● **WRITTEN REQUEST**: All of the lines below are to be printed again exactly; images are excluded from the output.

####################

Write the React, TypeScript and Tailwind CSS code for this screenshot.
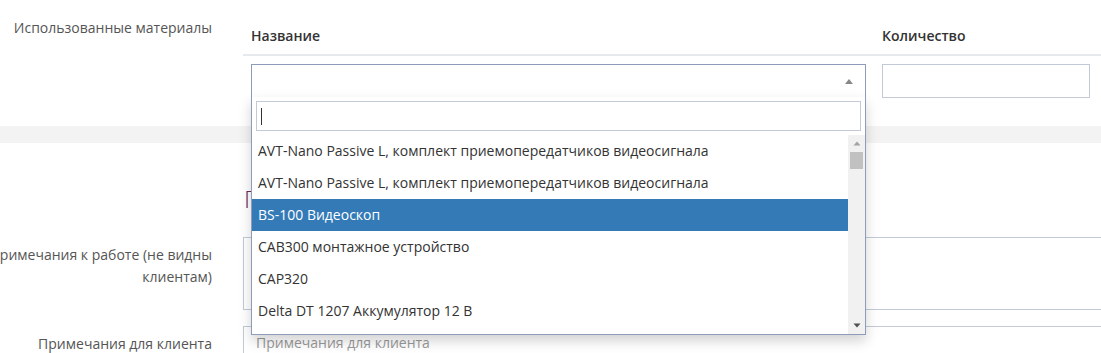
import React from "react";

const items = [
  "AVT-Nano Passive L, комплект приемопередатчиков видеосигнала",
  "AVT-Nano Passive L, комплект приемопередатчиков видеосигнала",
  "BS-100 Видеоскоп",
  "CAB300 монтажное устройство",
  "CAP320",
  "Delta DT 1207 Аккумулятор 12 В",
  "Dahua DH-PFA130-E кронштейн",
];

function Dropdown() {
  return (
    <div className="absolute left-[251px] top-[97px] w-[615px] h-[238px] bg-white border border-t-0 border-[#8e9cba] shadow-[0_6px_12px_rgba(0,0,0,0.175)] flex flex-col">
      <div className="px-[4px] pt-[4px] pb-[4px]">
        <div className="h-[30px] border border-[#c2cad8] flex items-center pl-[4px]">
          <span className="block w-px h-[17px] bg-[#333]" />
        </div>
      </div>
      <div className="flex h-[199px] overflow-hidden">
        <ul className="flex-1 overflow-hidden">
          {items.map((t, i) => (
            <li
              key={i}
              className={
                "h-[32px] shrink-0 px-[6px] py-[6px] leading-[20px] whitespace-nowrap " +
                (i === 2 ? "bg-[#337ab7] text-white" : "text-[#333]")
              }
            >
              {t}
            </li>
          ))}
        </ul>
        <div className="w-[17px] bg-[#f1f1f1] flex flex-col">
          <div className="h-[17px] flex items-center justify-center">
            <svg width="8" height="5" viewBox="0 0 8 5">
              <polygon points="0.5,4.5 4,0.5 7.5,4.5" fill="#a3a3a3" />
            </svg>
          </div>
          <div className="mx-[2px] h-[17px] bg-[#c1c1c1]" />
          <div className="flex-1" />
          <div className="h-[17px] flex items-center justify-center">
            <svg width="8" height="5" viewBox="0 0 8 5">
              <polygon points="0.5,0.5 7.5,0.5 4,4.5" fill="#505050" />
            </svg>
          </div>
        </div>
      </div>
    </div>
  );
}

export default function App() {
  return (
    <div className="relative w-[1101px] h-[353px] overflow-hidden bg-white font-['Open_Sans',sans-serif] text-[14px] text-[#333]">
      {/* Materials section */}
      <div className="flex h-[126px]">
        <div className="w-[225px] -ml-[13px] shrink-0 pt-[18px] text-right leading-[20px] text-[#555]">
          Использованные материалы
        </div>
        <div className="ml-[31px] mt-[18px] w-[900px] shrink-0">
          <div className="flex border-b-2 border-[#e7eaec]">
            <div className="w-[631px] px-[8px] py-[8px] leading-[20px] font-semibold">Название</div>
            <div className="w-[224px] px-[8px] py-[8px] leading-[20px] font-semibold">Количество</div>
          </div>
          <div className="flex">
            <div className="w-[631px] px-[8px] pt-[8px]">
              <div className="relative h-[34px] border border-[#8e9cba] bg-white">
                <svg className="absolute right-[12px] top-[14px]" width="8" height="5" viewBox="0 0 8 5">
                  <polygon points="0,5 4,0 8,5" fill="#888" />
                </svg>
              </div>
            </div>
            <div className="w-[224px] px-[8px] pt-[8px]">
              <div className="h-[34px] border border-[#c2cad8]" />
            </div>
          </div>
        </div>
      </div>

      {/* Separator band */}
      <div className="h-[17px] bg-[#f3f3f4]" />

      {/* Notes section */}
      <div className="pt-[43px]">
        <div className="pl-[244px] text-[24px] leading-[26px] font-light text-[#6b2c63] whitespace-nowrap">
          Примечания
        </div>
        <div className="flex mt-[25px]">
          <div className="w-[225px] -ml-[13px] shrink-0 pt-[7px] text-right leading-[22px] text-[#555]">
            Примечания к работе (не видны клиентам)
          </div>
          <div className="ml-[31px] w-[900px] h-[73px] shrink-0 border border-[#c2cad8]" />
        </div>
        <div className="flex mt-[16px]">
          <div className="w-[225px] -ml-[13px] shrink-0 pt-[7px] text-right leading-[22px] text-[#555]">
            Примечания для клиента
          </div>
          <div className="ml-[31px] w-[900px] h-[34px] shrink-0 border border-[#c2cad8] px-[12px] pt-[6px] leading-[20px] text-[#999]">
            Примечания для клиента
          </div>
        </div>
      </div>

      <Dropdown />
    </div>
  );
}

####################

● **THE ANSWER**:
Write the React, TypeScript and Tailwind CSS code for this screenshot.
import React from "react";

const items = [
  "AVT-Nano Passive L, комплект приемопередатчиков видеосигнала",
  "AVT-Nano Passive L, комплект приемопередатчиков видеосигнала",
  "BS-100 Видеоскоп",
  "CAB300 монтажное устройство",
  "CAP320",
  "Delta DT 1207 Аккумулятор 12 В",
  "Dahua DH-PFA130-E кронштейн",
];

function Dropdown() {
  return (
    <div className="absolute left-[251px] top-[97px] w-[615px] h-[238px] bg-white border border-t-0 border-[#8e9cba] shadow-[0_6px_12px_rgba(0,0,0,0.175)] flex flex-col">
      <div className="px-[4px] pt-[4px] pb-[4px]">
        <div className="h-[30px] border border-[#c2cad8] flex items-center pl-[4px]">
          <span className="block w-px h-[17px] bg-[#333]" />
        </div>
      </div>
      <div className="flex h-[199px] overflow-hidden">
        <ul className="flex-1 overflow-hidden">
          {items.map((t, i) => (
            <li
              key={i}
              className={
                "h-[32px] shrink-0 px-[6px] py-[6px] leading-[20px] whitespace-nowrap " +
                (i === 2 ? "bg-[#337ab7] text-white" : "text-[#333]")
              }
            >
              {t}
            </li>
          ))}
        </ul>
        <div className="w-[17px] bg-[#f1f1f1] flex flex-col">
          <div className="h-[17px] flex items-center justify-center">
            <svg width="8" height="5" viewBox="0 0 8 5">
              <polygon points="0.5,4.5 4,0.5 7.5,4.5" fill="#a3a3a3" />
            </svg>
          </div>
          <div className="mx-[2px] h-[17px] bg-[#c1c1c1]" />
          <div className="flex-1" />
          <div className="h-[17px] flex items-center justify-center">
            <svg width="8" height="5" viewBox="0 0 8 5">
              <polygon points="0.5,0.5 7.5,0.5 4,4.5" fill="#505050" />
            </svg>
          </div>
        </div>
      </div>
    </div>
  );
}

export default function App() {
  return (
    <div className="relative w-[1101px] h-[353px] overflow-hidden bg-white font-['Open_Sans',sans-serif] text-[14px] text-[#333]">
      {/* Materials section */}
      <div className="flex h-[126px]">
        <div className="w-[225px] -ml-[13px] shrink-0 pt-[18px] text-right leading-[20px] text-[#555]">
          Использованные материалы
        </div>
        <div className="ml-[31px] mt-[18px] w-[900px] shrink-0">
          <div className="flex border-b-2 border-[#e7eaec]">
            <div className="w-[631px] px-[8px] py-[8px] leading-[20px] font-semibold">Название</div>
            <div className="w-[224px] px-[8px] py-[8px] leading-[20px] font-semibold">Количество</div>
          </div>
          <div className="flex">
            <div className="w-[631px] px-[8px] pt-[8px]">
              <div className="relative h-[34px] border border-[#8e9cba] bg-white">
                <svg className="absolute right-[12px] top-[14px]" width="8" height="5" viewBox="0 0 8 5">
                  <polygon points="0,5 4,0 8,5" fill="#888" />
                </svg>
              </div>
            </div>
            <div className="w-[224px] px-[8px] pt-[8px]">
              <div className="h-[34px] border border-[#c2cad8]" />
            </div>
          </div>
        </div>
      </div>

      {/* Separator band */}
      <div className="h-[17px] bg-[#f3f3f4]" />

      {/* Notes section */}
      <div className="pt-[43px]">
        <div className="pl-[244px] text-[24px] leading-[26px] font-light text-[#6b2c63] whitespace-nowrap">
          Примечания
        </div>
        <div className="flex mt-[25px]">
          <div className="w-[225px] -ml-[13px] shrink-0 pt-[7px] text-right leading-[22px] text-[#555]">
            Примечания к работе (не видны клиентам)
          </div>
          <div className="ml-[31px] w-[900px] h-[73px] shrink-0 border border-[#c2cad8]" />
        </div>
        <div className="flex mt-[16px]">
          <div className="w-[225px] -ml-[13px] shrink-0 pt-[7px] text-right leading-[22px] text-[#555]">
            Примечания для клиента
          </div>
          <div className="ml-[31px] w-[900px] h-[34px] shrink-0 border border-[#c2cad8] px-[12px] pt-[6px] leading-[20px] text-[#999]">
            Примечания для клиента
          </div>
        </div>
      </div>

      <Dropdown />
    </div>
  );
}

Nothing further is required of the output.